As for acumulating result in ZP first .. I will try that, for flat angles variant, or I can do another variant. It won't help for steep angles. But it could save few cycles.

 

Also the carry acumulation sounds interesting. It could allow some code unwrapping and some local optimalizations.

 

All those variations !

[Known fast line algorithms ?]

I made small demo, but it only draws 2 lines, each 50 pixel long. Good for profiling cycles per pixel. If hope making random lines would be no problem for you.

It is here: http://roger.questions.cz/atari/line.zip

Main file is main.asm, rest is included. It is structure of my bigger project, I only removed unnecessary code. So it does for example turn ROM off. I can't turn it on quickly, as I'm not experienced all too well in those shadow registers, I hope you can make it faster if you need it.

 

So far I tried 2 modifications. First using table for masks and byte offsets for each X, as in erudraw. That actually didn't help. Reason is this. When I move down, I do not increment pointer in zero page.
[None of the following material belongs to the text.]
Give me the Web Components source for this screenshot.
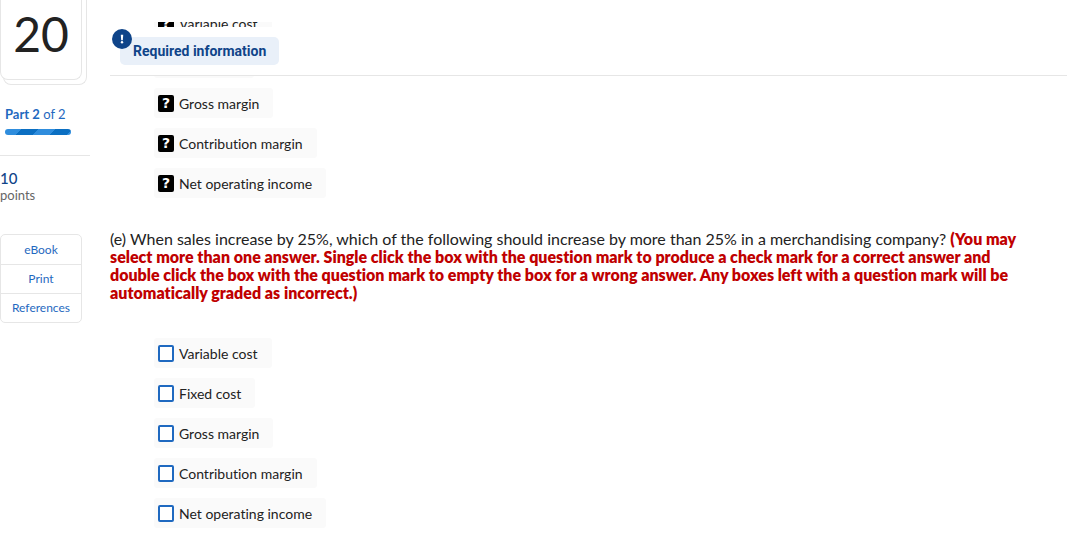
<!DOCTYPE html>
<html lang="en">
<head>
<meta charset="utf-8">
<meta name="viewport" content="width=device-width, initial-scale=1">
<title>Question 20</title>
<style>
  body {
    margin: 0;
    background: #fff;
    color: #222;
    font-family: Lato, "Open Sans", sans-serif;
    font-variant-ligatures: none;
  }
</style>
</head>
<body>
<question-page></question-page>

<script>
class QuestionNumber extends HTMLElement {
  constructor () {
    super()
    this.attachShadow({ mode: 'open' })
  }

  connectedCallback () {
    this.shadowRoot.innerHTML = `
    <style>
    :host {
      display: block;
      box-sizing: border-box;
      width: 87px;
      height: 85px;
      padding-right: 5px;
      padding-bottom: 5px;
      position: relative;
    }
    .back, .card {
      box-sizing: border-box;
      border: 1px solid #e6e6e6;
      border-top: 0;
      border-radius: 0 0 8px 8px;
      background: #fff;
    }
    .back {
      position: absolute;
      inset: 0 0 0 3px;
    }
    .card {
      position: relative;
      height: 80px;
      padding-top: 4px;
      text-align: center;
      font-size: 48px;
      line-height: 60px;
    }
    </style>
    <div class="back"></div>
    <div class="card"><slot></slot></div>
    `
  }
}
customElements.define('question-number', QuestionNumber)

class PartProgress extends HTMLElement {
  constructor () {
    super()
    this.attachShadow({ mode: 'open' })
  }

  connectedCallback () {
    this.shadowRoot.innerHTML = `
    <style>
    :host {
      display: block;
      padding: 0 19px 20px 5px;
      border-bottom: 1px solid #e6e6e6;
      color: #1f69c0;
      font-size: 13px;
      line-height: 18px;
    }
    .bar {
      height: 6px;
      margin-top: 6px;
      border-radius: 3px;
      background: repeating-linear-gradient(135deg, #2f8ddd 0 12px, #0b6fc2 12px 24px);
    }
    </style>
    <div><slot></slot></div>
    <div class="bar"></div>
    `
  }
}
customElements.define('part-progress', PartProgress)

class ResourceLinks extends HTMLElement {
  constructor () {
    super()
    this.attachShadow({ mode: 'open' })
  }

  connectedCallback () {
    this.shadowRoot.innerHTML = `
    <style>
    :host {
      display: flex;
      flex-direction: column;
      box-sizing: border-box;
      width: 82px;
      padding-top: 1px;
      border: 1px solid #e6e6e6;
      border-radius: 5px;
    }
    ::slotted(a) {
      color: #1f69c0;
      font-size: 12px;
      line-height: 28px;
      text-align: center;
      text-decoration: none;
    }
    ::slotted(a:not(:last-child)) {
      border-bottom: 1px solid #e6e6e6;
    }
    </style>
    <slot></slot>
    `
  }
}
customElements.define('resource-links', ResourceLinks)

class RequiredInfo extends HTMLElement {
  constructor () {
    super()
    this.attachShadow({ mode: 'open' })
  }

  connectedCallback () {
    this.shadowRoot.innerHTML = `
    <style>
    :host {
      display: block;
      position: absolute;
      top: 0;
      left: 0;
      right: 0;
    }
    .cover {
      height: 22px;
      background: #fff;
    }
    .header {
      box-sizing: border-box;
      height: 49px;
      margin-top: 5px;
      padding: 10px 10px;
      border-bottom: 1px solid #e6e6e6;
      background: #fff;
    }
    .label {
      display: inline-block;
      position: relative;
      padding: 0 13px;
      border-radius: 5px;
      background: #e9f0f9;
      color: #0f4489;
      font: 700 14px/28px Roboto, sans-serif;
    }
    .badge {
      position: absolute;
      top: -8px;
      left: -8px;
      width: 20px;
      height: 20px;
    }
    </style>
    <div class="cover"></div>
    <div class="header">
      <div class="label">
        <svg class="badge" viewBox="0 0 20 20" aria-hidden="true">
          <circle cx="10" cy="10" r="10" fill="#0f4489"/>
          <path d="M8.8 5.8h2.4l-.4 5.4H9.2z" fill="#fff"/>
          <circle cx="10" cy="13.2" r="1.2" fill="#fff"/>
        </svg>
        <slot></slot>
      </div>
    </div>
    `
  }
}
customElements.define('required-info', RequiredInfo)

class AnswerOption extends HTMLElement {
  constructor () {
    super()
    this.attachShadow({ mode: 'open' })
  }

  connectedCallback () {
    this.shadowRoot.innerHTML = `
    <style>
    :host {
      display: block;
    }
    label {
      display: flex;
      align-items: center;
      gap: 5px;
      box-sizing: border-box;
      min-width: 100px;
      height: 30px;
      padding: 0 14px 0 4px;
      border-radius: 3px;
      background: #fafafa;
      font-size: 14px;
      line-height: 20px;
    }
    span {
      padding-top: 2px;
    }
    input {
      appearance: none;
      flex: none;
      box-sizing: border-box;
      width: 16px;
      height: 17px;
      margin: 0;
      border: 2px solid #1f69c0;
      border-radius: 2px;
      background: #fff;
    }
    :host([marked]) input {
      border-color: #000;
      background: #000;
      color: #fff;
    }
    :host([marked]) input::before {
      content: "?";
      display: block;
      text-align: center;
      font: 700 14px/13px "DejaVu Sans", sans-serif;
    }
    </style>
    <label><input type="checkbox"><span><slot></slot></span></label>
    `
  }
}
customElements.define('answer-option', AnswerOption)

class AnswerList extends HTMLElement {
  constructor () {
    super()
    this.attachShadow({ mode: 'open' })
  }

  connectedCallback () {
    this.shadowRoot.innerHTML = `
    <style>
    :host {
      display: flex;
      flex-direction: column;
      align-items: flex-start;
      gap: 10px;
      padding-left: 44px;
    }
    </style>
    <slot></slot>
    `
  }
}
customElements.define('answer-list', AnswerList)

class QuestionPage extends HTMLElement {
  constructor () {
    super()
    this.attachShadow({ mode: 'open' })
  }

  connectedCallback () {
    this.shadowRoot.innerHTML = `
    <style>
    :host {
      display: grid;
      grid-template-columns: 90px 1fr;
      gap: 20px;
    }
    part-progress {
      margin-top: 20px;
    }
    .points {
      margin: 14px 0 31px;
      color: #666;
      font-size: 13px;
      line-height: 16px;
    }
    .points b {
      display: block;
      color: #0f4489;
      font-size: 15px;
      font-weight: 500;
      line-height: 17px;
    }
    main {
      position: relative;
      padding-top: 8px;
    }
    .question {
      margin: 32px 40px 36px 0;
      font-size: 16px;
      line-height: 18px;
    }
    .question strong {
      color: #c00000;
      font-weight: 800;
    }
    </style>
    <aside>
      <question-number>20</question-number>
      <part-progress><b>Part 2</b> of 2</part-progress>
      <div class="points"><b>10</b>points</div>
      <resource-links>
        <a href="#ebook">eBook</a>
        <a href="#print">Print</a>
        <a href="#references">References</a>
      </resource-links>
    </aside>
    <main>
      <answer-list>
        <answer-option marked>Variable cost</answer-option>
        <answer-option marked></answer-option>
        <answer-option marked>Gross margin</answer-option>
        <answer-option marked>Contribution margin</answer-option>
        <answer-option marked>Net operating income</answer-option>
      </answer-list>
      <p class="question">(e) When sales increase by 25%, which of the following should increase by more than 25% in a merchandising company? <strong>(You may<br>
        select more than one answer. Single click the box with the question mark to produce a check mark for a correct answer and<br>
        double click the box with the question mark to empty the box for a wrong answer. Any boxes left with a question mark will be<br>
        automatically graded as incorrect.)</strong></p>
      <answer-list>
        <answer-option>Variable cost</answer-option>
        <answer-option>Fixed cost</answer-option>
        <answer-option>Gross margin</answer-option>
        <answer-option>Contribution margin</answer-option>
        <answer-option>Net operating income</answer-option>
      </answer-list>
      <required-info>Required information</required-info>
    </main>
    `
  }
}
customElements.define('question-page', QuestionPage)
</script>
</body>
</html>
I first add 40 to Y. Only when that overflows, I go to zero page. This was I'm saving few cycles, but I can't use Y with the table. So the table approach is marginally faster for flat angles (less then 45 degrees), it is 10% slower on steep angles. Together it is few % slower.

 

The I tried drawing symetrically from both ends. For this it's clear I need 2 pointers, two masks .. so there is no way I could do that in registers. So the table approach is actually better for this ! And it actually seems to be faster ! For flat angles the speed increase is the largest - about 10%. For steep it's only marginal. But that gives me like 5% together. The codes is a bit longer, and I will have to correctly solve the last middle pixel (which I don't do at the moment). But it seems to be an improvement. It will take me some time to make it complete.

 

As for the C64 code I've seen .. they use some crazy techniques with precomputed blocks of bytes. It seems to be lot faster .. but they only talk about 8 bits per pixel, where the balance can be rather different. Still I don't understand it all fully yet, so I'm not saying it's not usable.